Nos la han colado doblada con lo de los tecnócratas. Al oír la palabreja, todos —servidor a la cabeza— salimos como Miuras a acordarnos de la parentela de los que se han pasado por la sobaquera las cuatro chispitas de democracia que nos quedaban. Claro que hay mucho de eso, pero según estábamos entrando ciegos al trapo y reivindicando el derecho a decidir incluso a los malos políticos, no reparamos en una evidencia que empeora las cosas: los tales técnicos impuestos saltándose las urnas no son entes exquisitamente asépticos. Todo lo contrario. El maletín de herramientas que traen para desatascar las cañerías económicas está a rebosar, además de tijeras, serruchos, bisturís y otros artilugios con filo, de ideología. De una ideología muy determinada, que no es precisamente la socialdemocracia.
Ocurre que, al venir disfrazados de eficientísimos gestores, les franqueamos el paso con la misma candidez que le damos las llaves al mecánico que nos va a cambiar el aceite. Será tarde cuando descubramos que, más allá de sus currículums (todos han pasado por Goldman Sachs y similares, ya debería ser sospechoso) estos gachós son más políticos que cualquiera de los que llevan aparejadas unas siglas.

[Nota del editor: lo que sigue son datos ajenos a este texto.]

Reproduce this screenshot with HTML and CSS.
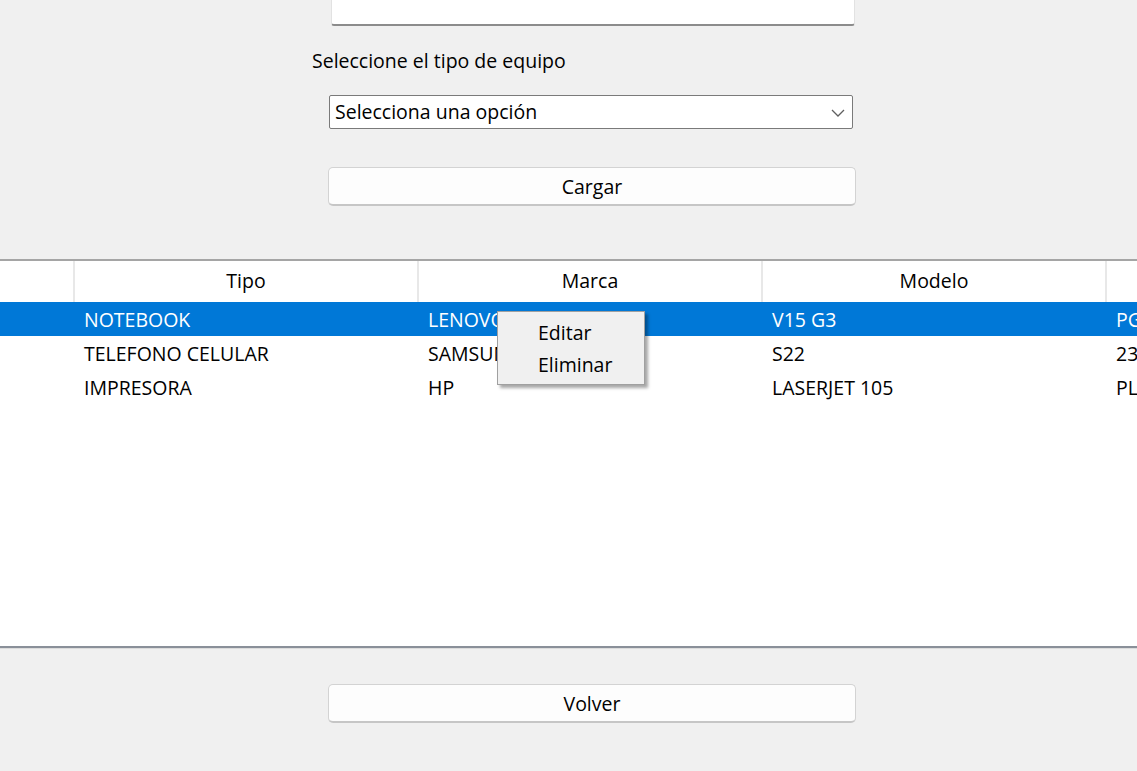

La diferencia tremebunda es que, como no le tienen que hacer cucamonas a ningún electorado, van a ejecutar las escabechinas que crean convenientes sin pensárselo dos veces. Como se comprenderá, a ellos, que tienen tarjeta oro para las clínicas más elitistas y plaza para su prole en colegios de a diez mil euros el mes, el Estado del Bienestar se la refanfinfla. De hecho, su trabajo consiste en raparlo al cero.
Lo triste es que dejaremos que lo hagan sin rechistar mucho y hasta creyendo que, en el fondo, es por nuestro bien. Valiéndose de nuestra ignorancia, han sabido acojonarnos con las primas de riesgo, la deuda soberana y otros cuentos de terror. Ahora sólo tienen que hacer como que nos salvan.